Last week I issued a bit of a command. A challenge really. I mildly suggested you might benefit mentally from chucking a few things.
50 things to be precise. And chuck you did. Chuck, chuck, chuck. All around the world people were chucking stuff in a mad frenzy to regain control of their lives. Also a lot of people found keys they though they’d lost.
So as promised I have a few before and after photos from Art of Doing Stuff readers who took part in the challenge. I wasn’t able to include all the pictures that were sent to me and I’m sorry about that.
A lot of people seemed to tackle the dreaded junk drawer but some of you got really wild and headed out of doors to clean up garages and sheds and porches. To the woman in North Carolina who got rid of all the garden gnomes on her neighbour’s front lawn … that’s not really allowed.
O.K. Here we go! A photographic ode to the chuckers … (by the way, for some unknown reason, looking at other people’s junk is fascinatingly entertaining. Who knew!? Other than the producers of Hoarders. I guess they knew.)

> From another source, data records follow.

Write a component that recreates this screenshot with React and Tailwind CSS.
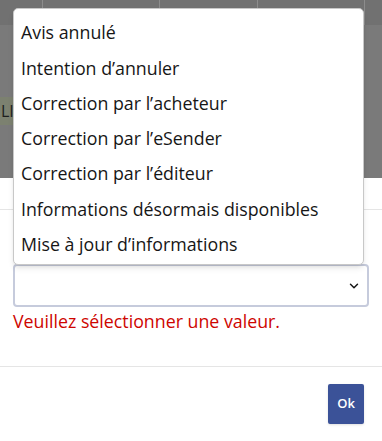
import { ChevronDown } from "lucide-react";

const options = [
  "Avis annulé",
  "Intention d’annuler",
  "Correction par l’acheteur",
  "Correction par l’eSender",
  "Correction par l’éditeur",
  "Informations désormais disponibles",
  "Mise à jour d’informations",
];

const App = () => {
  return (
    <div className="relative w-[382px] h-[441px] overflow-hidden bg-white font-['Open_Sans','Liberation_Sans',sans-serif] text-[#161616]">
      {/* page behind the overlay */}
      <div className="h-[178px] bg-[#7a7a7a] flex flex-col">
        <div className="h-[25px] bg-[#717171] flex">
          <div className="w-[43px] border-r border-[#8c8c8c]" />
          <div className="w-[117px] border-r border-[#8c8c8c]" />
          <div className="w-[98px] border-r border-[#8c8c8c]" />
          <div className="w-[107px] border-r border-[#8c8c8c]" />
        </div>
        <div className="mt-[72px] h-[28px] w-[40px] bg-[#7c8170] flex items-center pl-[1px] text-[16px] text-[#1e1e1e]">LI</div>
      </div>

      {/* modal */}
      <div className="h-[32px] border-b border-[#e5e5e5]" />
      <div className="px-[13px] pt-[54px] h-[157px] border-b border-[#e5e5e5]">
        <div className="h-[43px] rounded-[4px] border-2 border-[#c6cbdc] bg-white flex items-center justify-end pr-[6px]">
          <ChevronDown size={14} strokeWidth={2.5} className="text-[#161616]" />
        </div>
        <p className="mt-[1px] text-[17.8px] leading-[26px] text-[#ce0500]">Veuillez sélectionner une valeur.</p>
      </div>
      <div className="flex justify-end px-[18px] pt-[17px]">
        <button className="w-[36px] h-[40px] rounded-[2px] bg-[#3b5298] text-white text-[13px] font-semibold shadow-sm">Ok</button>
      </div>

      {/* open select list */}
      <ul className="absolute left-[13px] top-[8px] w-[351px] h-[257px] bg-white rounded-[5px] border border-[#c8c8c8] shadow-md pt-[6px]">
        {options.map((o) => (
          <li key={o} className="h-[35.3px] flex items-center pl-[7px] text-[17.8px]">
            {o}
          </li>
        ))}
      </ul>
    </div>
  );
};

export default App;
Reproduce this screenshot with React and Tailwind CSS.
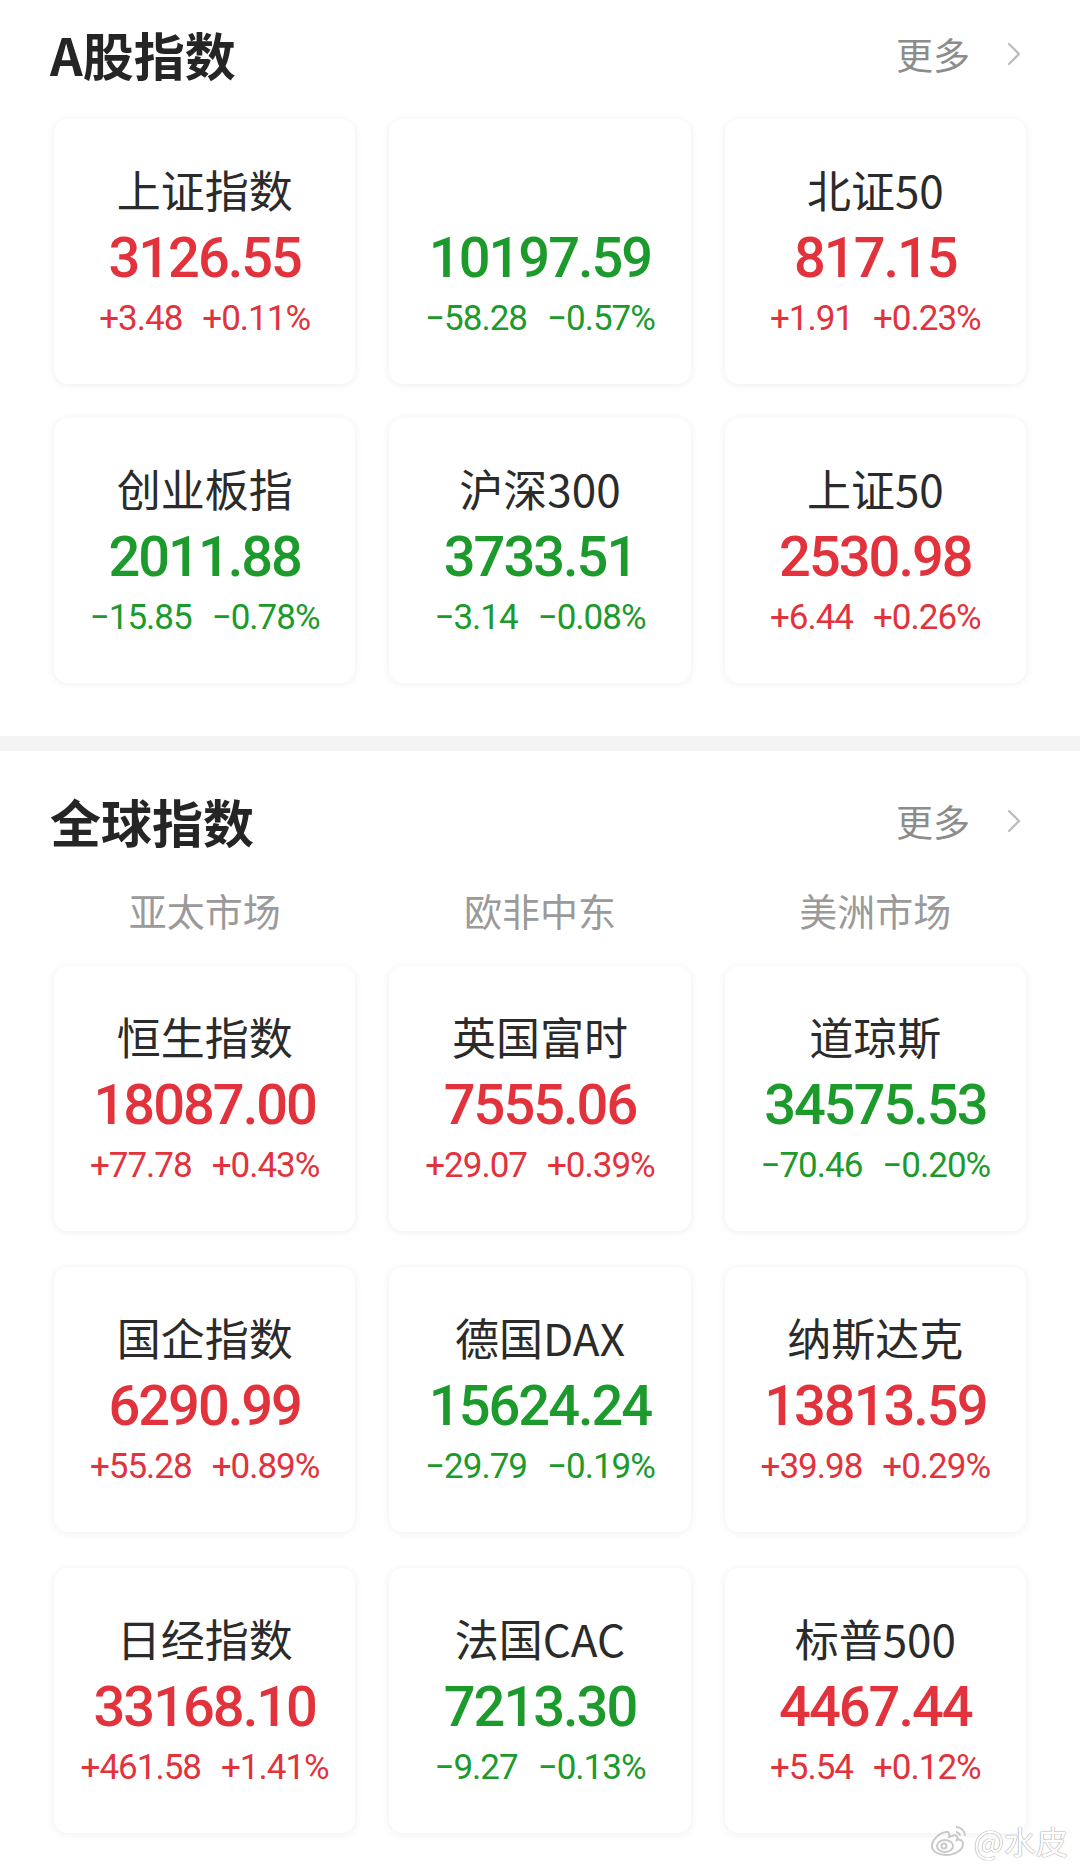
import { ChevronRight } from "lucide-react";

const aShares = [
  { name: "上证指数", value: "3126.55", chg: "+3.48", pct: "+0.11%", up: true },
  { name: "", value: "10197.59", chg: "−58.28", pct: "−0.57%", up: false },
  { name: "北证50", value: "817.15", chg: "+1.91", pct: "+0.23%", up: true },
  { name: "创业板指", value: "2011.88", chg: "−15.85", pct: "−0.78%", up: false },
  { name: "沪深300", value: "3733.51", chg: "−3.14", pct: "−0.08%", up: false },
  { name: "上证50", value: "2530.98", chg: "+6.44", pct: "+0.26%", up: true },
];

const globals = [
  { name: "恒生指数", value: "18087.00", chg: "+77.78", pct: "+0.43%", up: true },
  { name: "英国富时", value: "7555.06", chg: "+29.07", pct: "+0.39%", up: true },
  { name: "道琼斯", value: "34575.53", chg: "−70.46", pct: "−0.20%", up: false },
  { name: "国企指数", value: "6290.99", chg: "+55.28", pct: "+0.89%", up: true },
  { name: "德国DAX", value: "15624.24", chg: "−29.79", pct: "−0.19%", up: false },
  { name: "纳斯达克", value: "13813.59", chg: "+39.98", pct: "+0.29%", up: true },
  { name: "日经指数", value: "33168.10", chg: "+461.58", pct: "+1.41%", up: true },
  { name: "法国CAC", value: "7213.30", chg: "−9.27", pct: "−0.13%", up: false },
  { name: "标普500", value: "4467.44", chg: "+5.54", pct: "+0.12%", up: true },
];

const markets = ["亚太市场", "欧非中东", "美洲市场"];

const cjk = "font-['Noto_Sans_CJK_SC','Noto_Sans',sans-serif]";
const num = "font-['Roboto','Noto_Sans_CJK_SC',sans-serif]";

const SectionHeader = ({ title }) => (
  <div className="flex items-center justify-between h-[50px]">
    <h2 className={`${cjk} text-[51px] leading-[50px] font-bold text-[#252525] -ml-[4px]`}>{title}</h2>
    <div className="flex items-center gap-[34px] pr-[2px]">
      <span className={`${cjk} text-[37px] leading-[50px] text-[#8c8c8c]`}>更多</span>
      <ChevronRight size={40} strokeWidth={1.4} className="text-[#bdbdbd] -mx-[10px]" />
    </div>
  </div>
);

const IndexCard = ({ item }) => {
  const color = item.up ? "text-[#e2323c]" : "text-[#1c9a2b]";
  return (
    <div className="h-[265px] rounded-[14px] bg-white shadow-[0_1px_9px_rgba(0,0,0,0.07)] flex flex-col items-center pt-[42px]">
      <p className={`${cjk} text-[44px] leading-[56px] text-[#2b2b2b] h-[56px]`}>{item.name || "\u00a0"}</p>
      <p className={`${num} ${color} text-[56px] leading-[64px] font-medium tracking-[-2px] mt-[9px]`}>
        {item.value}
      </p>
      <p className={`${num} ${color} text-[35px] leading-[44px] mt-[7px] flex gap-[20px] tracking-[-1px]`}>
        <span>{item.chg}</span>
        <span>{item.pct}</span>
      </p>
    </div>
  );
};

const App = () => {
  return (
    <div className="relative w-[1080px] h-[1868px] bg-white overflow-hidden">
      <section className="px-[54px] pb-[53px]">
        <div className="h-[119px] flex flex-col justify-center pb-[12px]">
          <SectionHeader title="A股指数" />
        </div>
        <div className="grid grid-cols-3 gap-x-[34px] gap-y-[34px]">
          {aShares.map((item, i) => (
            <IndexCard key={i} item={item} />
          ))}
        </div>
      </section>

      <div className="h-[15px] bg-[#f4f4f4]" />

      <section className="px-[54px] pt-[45px]">
        <SectionHeader title="全球指数" />
        <div className="grid grid-cols-3 gap-x-[34px] mt-[39px]">
          {markets.map((m) => (
            <p key={m} className={`${cjk} text-center text-[38px] leading-[50px] text-[#9a9a9a]`}>
              {m}
            </p>
          ))}
        </div>
        <div className="grid grid-cols-3 gap-x-[34px] gap-y-[36px] mt-[31px]">
          {globals.map((item) => (
            <IndexCard key={item.name} item={item} />
          ))}
        </div>
      </section>

      <div className="absolute right-[12px] bottom-[8px] flex items-center gap-[4px] text-[#d2d2d2]">
        <svg width="40" height="34" viewBox="0 0 40 34" fill="none" stroke="#c9c9c9" strokeWidth="2">
          <path d="M16 9c-7 1-14 8-14 14 0 6 7 9 14 9 9 0 17-5 17-11 0-4-4-5-6-4 1-3 0-6-5-4-1 0-2 1-3 1 1-4-1-6-3-5z" />
          <ellipse cx="15" cy="23" rx="8" ry="6" />
          <circle cx="14" cy="23" r="2.5" />
          <path d="M26 4c5 0 9 4 9 9" />
          <path d="M26 9c2 0 4 2 4 4" />
        </svg>
        <span className={`${cjk} text-[32px] leading-[40px] text-white [text-shadow:0_0_1px_#aaa,0_0_1px_#aaa,0_0_1px_#aaa]`}>@水皮</span>
      </div>
    </div>
  );
};

export default App;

Marti wandered around her entire apartment gathering things to be chucked. Yes the bowl is Limoge, yes she is chucking it. Or Goodwilling it to be more precise.
Among other things, Michelle found some Betta fish food (her Betta fish died around a decade ago), a notepad in the shape of testicles and some Red Hots. She ate those. The Red Hots. Michelle claims her legs grew 4 inches overnight and she can now speak Russian. Plus she feels quite smug about her neat drawers.
This is Sue’s desk at work. Sue had all that stuff on her desk because her drawers were so full she couldn’t put anything in them. So she threw out the liquor bottles and decorating magazines and was able to put the stuff from the top of the desk into the drawers of the desk. Now Sue just goes to the bar for a drink. Don’t be fooled by those two bottles of water on the desk in the first picture … totally filled with Vodka. I mean I’m just guessing, but it makes for a way better picture if I pretend they’re Vodka. Which they probably are.
It’s a bit of a long and convoluted story, but for a while I thought Jan was a boy named Michael. It’s kind of a boring story so I’m not going to tell you about it. Jan had a choice. Clean up her crafts boxes or clean up the side porch. Since she loves to craft and wasn’t willing to part with crafty stuff, she tackled the porch. Which if I’m seeing things correctly, housed a chicken waterer. As you can see in the second picture, Jan’s chickens now get their drinks out of a chilled cooler by the door. Far more civilized.
I don’t know what it is about Karin’s drawers that I love so much but I do. She has German junk, and German junk is clearly a lot nicer than Canadian junk. She has cool little fish and nice tea lights and pretty stuff. Her junk looks great. German’s have the best junk.
Hunter’s drawer looked like Animal from the Muppets threw up on it. Then she cleaned it out and it’s a thing of beauty. Plus Hunter won the Nobel Peace Prize the very minute she finished cleaning out her drawer.
Now we all know our junk drawers are going to be filled with junk again in anywhere from 3 months to 3 days. But that doesn’t take away from the fact that you tackled it. That for now, you are smarter, with longer legs, speaking Russian on your way to pick up your Nobel prize. And that in itself … is pretty darn good. Большое спасибо.